Step 2: Struggle and Release
- The first 15 minutes will inevitably be uncomfortable with strong resistance. (Stress hormones like cortisol and norepinephrine rise.)
- If you push through this phase, you gradually enter flow, with dopamine, serotonin, endorphins, and anandamide being released.
- Low-intensity physical activity can reduce the initial pain. "Aristotle lectured while walking, Beethoven composed during walks, Steve Jobs held walking meetings, treadmill desks..."
- Use caffeine: It helps sustain focus, while also reducing self-critical thinking (default mode).
Step 3: Intensify
- Use music: If desired, upbeat music → energy boost; slow music → meditative immersion. Choose based on the nature of your work.
- Music also reduces self-consciousness, a major barrier to flow.
Step 4: Sustain
- Remember that the first dip in concentration is not "depletion." Your brain is simply measuring "is this worth continuing?" — push through just 5 more minutes and you'll often enter deeper flow.
- If you need a break, do it in a boring way. (Stare at a wall, breathe — absolutely no phone!) Digital devices are "dopamine bombs" that break and reset flow.
- Many people immediately check their phone when focus wavers, and that's the number one killer.
- With consistent practice, your flow endurance strengthens.
"My writing partner was able to extend sessions from 90 minutes to 11-hour flow sessions."
Step 5: Recover
- After the timer ends, make sure to have a boring break and focus on post-flow recovery. (Sauna, watching the sunset, deep sleep, etc.)
- During flow states, the brain uses advanced neurochemicals, so sufficient recovery is essential.
5. Practical Tips for Optimal Time Compression and Real-World Challenges
Here are the author's practical tips:
- Design your entire workday as a single flow block: Open all files the evening before, write your task list, and in the morning, enter flow immediately. No morning decisions, no meals, no conversation, no multitasking.
- Every task switch costs 23 minutes of focus loss, the author emphasizes.
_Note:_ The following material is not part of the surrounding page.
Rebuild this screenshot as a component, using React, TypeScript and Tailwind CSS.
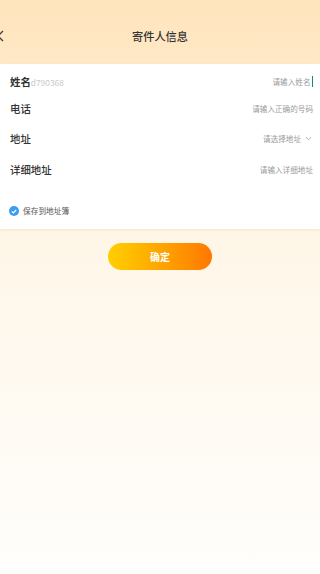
import React from "react";

const rows = [
  { label: "姓名", hint: "请输入姓名", h: "h-[26px]" },
  { label: "电话", hint: "请输入正确的号码", h: "h-[28px]" },
  { label: "地址", hint: "请选择地址", h: "h-[32px]" },
  { label: "详细地址", hint: "请输入详细地址", h: "h-[30px]" },
];

const App = () => {
  return (
    <div
      className="w-[320px] h-[574px] overflow-hidden flex flex-col bg-gradient-to-b from-[#fef0d9] to-[#fffefc]"
      style={{ fontFamily: '"Noto Sans CJK SC", "Noto Sans", sans-serif' }}
    >
      {/* Header */}
      <div className="h-[64px] shrink-0 bg-gradient-to-b from-[#ffe5bd] to-[#ffe8c6] grid grid-cols-[40px_1fr_40px] items-center pt-[8px]">
        <svg width="8" height="12" viewBox="0 0 8 12" className="-ml-[3px]">
          <path d="M6 1 L1 6 L6 11" fill="none" stroke="#444" strokeWidth="1.4" />
        </svg>
        <div className="text-center text-[11.2px] font-medium text-[#333]">寄件人信息</div>
        <div />
      </div>

      {/* Form card */}
      <div className="bg-white pt-[5px] pb-[8px] shadow-[0_1px_2px_rgba(220,190,150,0.35)]">
        {rows.map((r, i) => (
          <div key={r.label} className={`${r.h} flex items-center justify-between pl-[10px] pr-[7px]`}>
            <div className="flex items-baseline">
              <span className={`text-[10.4px] text-[#333] ${i === 0 ? "font-bold" : "font-medium"}`}>
                {r.label}
              </span>
              {i === 0 && <span className="text-[8.4px] text-[#c8c8c8]">d790368</span>}
            </div>
            <div className="flex items-center text-[7.6px] text-[#9a9a9a]">
              <span>{r.hint}</span>
              {i === 0 && <span className="w-[1.5px] h-[11px] bg-[#0b8a78] ml-[1px]" />}
              {i === 2 && (
                <svg width="7" height="5" viewBox="0 0 7 5" className="ml-[4px] mr-[1px]">
                  <path d="M0.8 1 L3.5 3.8 L6.2 1" fill="none" stroke="#aaa" strokeWidth="0.9" />
                </svg>
              )}
            </div>
          </div>
        ))}

        {/* Save checkbox */}
        <div className="mt-[16px] h-[20px] flex items-center pl-[9px] gap-[4px]">
          <div className="w-[10px] h-[10px] rounded-full bg-[#3a9cf5] flex items-center justify-center">
            <svg width="6" height="5" viewBox="0 0 6 5">
              <path d="M0.8 2.5 L2.4 4 L5.2 1" fill="none" stroke="white" strokeWidth="1.1" />
            </svg>
          </div>
          <span className="text-[7.7px] text-[#555]">保存到地址簿</span>
        </div>
      </div>

      {/* Confirm button */}
      <div className="flex justify-center mt-[14px]">
        <button className="w-[104px] h-[27px] rounded-full bg-gradient-to-r from-[#ffcf00] to-[#ff7800] text-white text-[10px] font-bold">
          确定
        </button>
      </div>
    </div>
  );
};

export default App;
- Try compressing by 90% the tasks you usually "procrastinate on because they seem like they'll take too long."
- Once you experience this kind of time compression even once, your entire relationship with deadlines and time will fundamentally change.
"If it's not the baseless timeline you've set for yourself, your potential is far greater."
In Closing
Through an unforgettable achievement on a plane, the author proves how baseless our beliefs about time really are — nothing more than self-suggestion — and that by creating flow states ourselves, we can break through time barriers to any extent. The most important thing is destroying fixed beliefs and structuring focus. Not the fear of "how long it will take," but experiencing your true potential. Challenge the self-suggestion that "this takes a long time." Peak immersion and peak results begin the moment you redefine time.